* **Supplied information**
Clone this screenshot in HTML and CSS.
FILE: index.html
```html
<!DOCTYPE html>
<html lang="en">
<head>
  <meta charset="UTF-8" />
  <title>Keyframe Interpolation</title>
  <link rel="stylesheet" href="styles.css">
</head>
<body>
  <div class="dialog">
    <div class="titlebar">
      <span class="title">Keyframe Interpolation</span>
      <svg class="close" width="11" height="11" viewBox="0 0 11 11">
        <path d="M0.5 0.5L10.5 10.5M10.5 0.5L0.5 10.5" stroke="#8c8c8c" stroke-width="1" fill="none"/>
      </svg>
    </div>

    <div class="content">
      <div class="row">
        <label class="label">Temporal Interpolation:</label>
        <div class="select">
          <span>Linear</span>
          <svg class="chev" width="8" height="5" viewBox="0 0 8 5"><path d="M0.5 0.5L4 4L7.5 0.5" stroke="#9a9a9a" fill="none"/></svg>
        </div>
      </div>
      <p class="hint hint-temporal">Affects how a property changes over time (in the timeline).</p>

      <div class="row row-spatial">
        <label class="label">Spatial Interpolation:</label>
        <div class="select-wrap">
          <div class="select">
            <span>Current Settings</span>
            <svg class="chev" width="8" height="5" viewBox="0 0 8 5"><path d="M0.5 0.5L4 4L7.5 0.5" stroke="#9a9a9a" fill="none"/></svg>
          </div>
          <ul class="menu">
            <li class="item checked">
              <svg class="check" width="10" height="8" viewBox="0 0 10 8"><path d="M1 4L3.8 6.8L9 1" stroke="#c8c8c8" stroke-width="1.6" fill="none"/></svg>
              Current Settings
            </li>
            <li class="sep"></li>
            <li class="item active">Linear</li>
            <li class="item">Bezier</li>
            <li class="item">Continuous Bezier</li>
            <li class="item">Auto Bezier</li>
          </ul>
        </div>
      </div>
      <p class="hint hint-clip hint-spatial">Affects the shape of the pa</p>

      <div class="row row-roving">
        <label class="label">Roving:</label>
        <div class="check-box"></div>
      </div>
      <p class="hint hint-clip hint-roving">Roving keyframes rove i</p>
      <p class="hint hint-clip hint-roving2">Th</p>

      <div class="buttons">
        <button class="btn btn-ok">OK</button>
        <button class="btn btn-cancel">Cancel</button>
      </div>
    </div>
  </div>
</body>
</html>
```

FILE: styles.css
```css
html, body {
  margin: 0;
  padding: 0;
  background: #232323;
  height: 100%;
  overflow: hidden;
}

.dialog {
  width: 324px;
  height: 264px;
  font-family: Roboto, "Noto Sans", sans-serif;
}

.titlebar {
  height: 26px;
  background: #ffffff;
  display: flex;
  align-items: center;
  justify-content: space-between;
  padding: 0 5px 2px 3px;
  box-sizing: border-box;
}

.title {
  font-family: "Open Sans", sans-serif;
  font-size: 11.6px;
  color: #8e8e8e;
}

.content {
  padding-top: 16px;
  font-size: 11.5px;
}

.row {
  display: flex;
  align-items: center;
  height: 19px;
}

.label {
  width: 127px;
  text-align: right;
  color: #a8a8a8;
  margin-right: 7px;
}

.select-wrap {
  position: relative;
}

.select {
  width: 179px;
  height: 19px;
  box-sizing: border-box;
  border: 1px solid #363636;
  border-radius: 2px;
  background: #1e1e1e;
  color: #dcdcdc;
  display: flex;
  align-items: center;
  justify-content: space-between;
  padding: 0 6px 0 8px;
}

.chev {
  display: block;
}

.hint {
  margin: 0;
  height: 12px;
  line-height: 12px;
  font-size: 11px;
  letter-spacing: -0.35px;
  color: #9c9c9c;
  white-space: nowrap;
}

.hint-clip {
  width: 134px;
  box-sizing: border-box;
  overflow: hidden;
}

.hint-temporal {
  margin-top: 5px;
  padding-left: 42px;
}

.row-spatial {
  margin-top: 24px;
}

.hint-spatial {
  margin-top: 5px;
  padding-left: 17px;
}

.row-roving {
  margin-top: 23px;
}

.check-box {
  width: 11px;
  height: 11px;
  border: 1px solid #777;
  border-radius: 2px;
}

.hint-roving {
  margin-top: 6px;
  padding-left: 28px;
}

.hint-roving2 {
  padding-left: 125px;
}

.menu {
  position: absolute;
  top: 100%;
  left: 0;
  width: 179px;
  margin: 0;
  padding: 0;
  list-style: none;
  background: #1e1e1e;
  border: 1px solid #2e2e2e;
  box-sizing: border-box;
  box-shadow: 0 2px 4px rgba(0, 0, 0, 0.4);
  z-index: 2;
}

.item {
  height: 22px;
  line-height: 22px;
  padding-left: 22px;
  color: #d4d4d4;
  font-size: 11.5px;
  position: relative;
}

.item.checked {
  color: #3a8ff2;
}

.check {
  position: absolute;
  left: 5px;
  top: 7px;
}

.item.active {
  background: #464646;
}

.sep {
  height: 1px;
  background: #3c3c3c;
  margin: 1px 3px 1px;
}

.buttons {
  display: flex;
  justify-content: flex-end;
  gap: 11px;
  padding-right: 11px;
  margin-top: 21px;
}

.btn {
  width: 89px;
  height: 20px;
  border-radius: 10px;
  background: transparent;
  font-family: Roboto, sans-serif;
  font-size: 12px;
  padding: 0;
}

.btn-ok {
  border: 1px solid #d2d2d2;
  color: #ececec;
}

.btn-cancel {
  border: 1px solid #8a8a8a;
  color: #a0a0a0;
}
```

* **Your instructions**
Reproduce all of the data exactly as given.

* **Response to this exercise**
Clone this screenshot in HTML and CSS.
FILE: index.html
```html
<!DOCTYPE html>
<html lang="en">
<head>
  <meta charset="UTF-8" />
  <title>Keyframe Interpolation</title>
  <link rel="stylesheet" href="styles.css">
</head>
<body>
  <div class="dialog">
    <div class="titlebar">
      <span class="title">Keyframe Interpolation</span>
      <svg class="close" width="11" height="11" viewBox="0 0 11 11">
        <path d="M0.5 0.5L10.5 10.5M10.5 0.5L0.5 10.5" stroke="#8c8c8c" stroke-width="1" fill="none"/>
      </svg>
    </div>

    <div class="content">
      <div class="row">
        <label class="label">Temporal Interpolation:</label>
        <div class="select">
          <span>Linear</span>
          <svg class="chev" width="8" height="5" viewBox="0 0 8 5"><path d="M0.5 0.5L4 4L7.5 0.5" stroke="#9a9a9a" fill="none"/></svg>
        </div>
      </div>
      <p class="hint hint-temporal">Affects how a property changes over time (in the timeline).</p>

      <div class="row row-spatial">
        <label class="label">Spatial Interpolation:</label>
        <div class="select-wrap">
          <div class="select">
            <span>Current Settings</span>
            <svg class="chev" width="8" height="5" viewBox="0 0 8 5"><path d="M0.5 0.5L4 4L7.5 0.5" stroke="#9a9a9a" fill="none"/></svg>
          </div>
          <ul class="menu">
            <li class="item checked">
              <svg class="check" width="10" height="8" viewBox="0 0 10 8"><path d="M1 4L3.8 6.8L9 1" stroke="#c8c8c8" stroke-width="1.6" fill="none"/></svg>
              Current Settings
            </li>
            <li class="sep"></li>
            <li class="item active">Linear</li>
            <li class="item">Bezier</li>
            <li class="item">Continuous Bezier</li>
            <li class="item">Auto Bezier</li>
          </ul>
        </div>
      </div>
      <p class="hint hint-clip hint-spatial">Affects the shape of the pa</p>

      <div class="row row-roving">
        <label class="label">Roving:</label>
        <div class="check-box"></div>
      </div>
      <p class="hint hint-clip hint-roving">Roving keyframes rove i</p>
      <p class="hint hint-clip hint-roving2">Th</p>

      <div class="buttons">
        <button class="btn btn-ok">OK</button>
        <button class="btn btn-cancel">Cancel</button>
      </div>
    </div>
  </div>
</body>
</html>
```

FILE: styles.css
```css
html, body {
  margin: 0;
  padding: 0;
  background: #232323;
  height: 100%;
  overflow: hidden;
}

.dialog {
  width: 324px;
  height: 264px;
  font-family: Roboto, "Noto Sans", sans-serif;
}

.titlebar {
  height: 26px;
  background: #ffffff;
  display: flex;
  align-items: center;
  justify-content: space-between;
  padding: 0 5px 2px 3px;
  box-sizing: border-box;
}

.title {
  font-family: "Open Sans", sans-serif;
  font-size: 11.6px;
  color: #8e8e8e;
}

.content {
  padding-top: 16px;
  font-size: 11.5px;
}

.row {
  display: flex;
  align-items: center;
  height: 19px;
}

.label {
  width: 127px;
  text-align: right;
  color: #a8a8a8;
  margin-right: 7px;
}

.select-wrap {
  position: relative;
}

.select {
  width: 179px;
  height: 19px;
  box-sizing: border-box;
  border: 1px solid #363636;
  border-radius: 2px;
  background: #1e1e1e;
  color: #dcdcdc;
  display: flex;
  align-items: center;
  justify-content: space-between;
  padding: 0 6px 0 8px;
}

.chev {
  display: block;
}

.hint {
  margin: 0;
  height: 12px;
  line-height: 12px;
  font-size: 11px;
  letter-spacing: -0.35px;
  color: #9c9c9c;
  white-space: nowrap;
}

.hint-clip {
  width: 134px;
  box-sizing: border-box;
  overflow: hidden;
}

.hint-temporal {
  margin-top: 5px;
  padding-left: 42px;
}

.row-spatial {
  margin-top: 24px;
}

.hint-spatial {
  margin-top: 5px;
  padding-left: 17px;
}

.row-roving {
  margin-top: 23px;
}

.check-box {
  width: 11px;
  height: 11px;
  border: 1px solid #777;
  border-radius: 2px;
}

.hint-roving {
  margin-top: 6px;
  padding-left: 28px;
}

.hint-roving2 {
  padding-left: 125px;
}

.menu {
  position: absolute;
  top: 100%;
  left: 0;
  width: 179px;
  margin: 0;
  padding: 0;
  list-style: none;
  background: #1e1e1e;
  border: 1px solid #2e2e2e;
  box-sizing: border-box;
  box-shadow: 0 2px 4px rgba(0, 0, 0, 0.4);
  z-index: 2;
}

.item {
  height: 22px;
  line-height: 22px;
  padding-left: 22px;
  color: #d4d4d4;
  font-size: 11.5px;
  position: relative;
}

.item.checked {
  color: #3a8ff2;
}

.check {
  position: absolute;
  left: 5px;
  top: 7px;
}

.item.active {
  background: #464646;
}

.sep {
  height: 1px;
  background: #3c3c3c;
  margin: 1px 3px 1px;
}

.buttons {
  display: flex;
  justify-content: flex-end;
  gap: 11px;
  padding-right: 11px;
  margin-top: 21px;
}

.btn {
  width: 89px;
  height: 20px;
  border-radius: 10px;
  background: transparent;
  font-family: Roboto, sans-serif;
  font-size: 12px;
  padding: 0;
}

.btn-ok {
  border: 1px solid #d2d2d2;
  color: #ececec;
}

.btn-cancel {
  border: 1px solid #8a8a8a;
  color: #a0a0a0;
}
```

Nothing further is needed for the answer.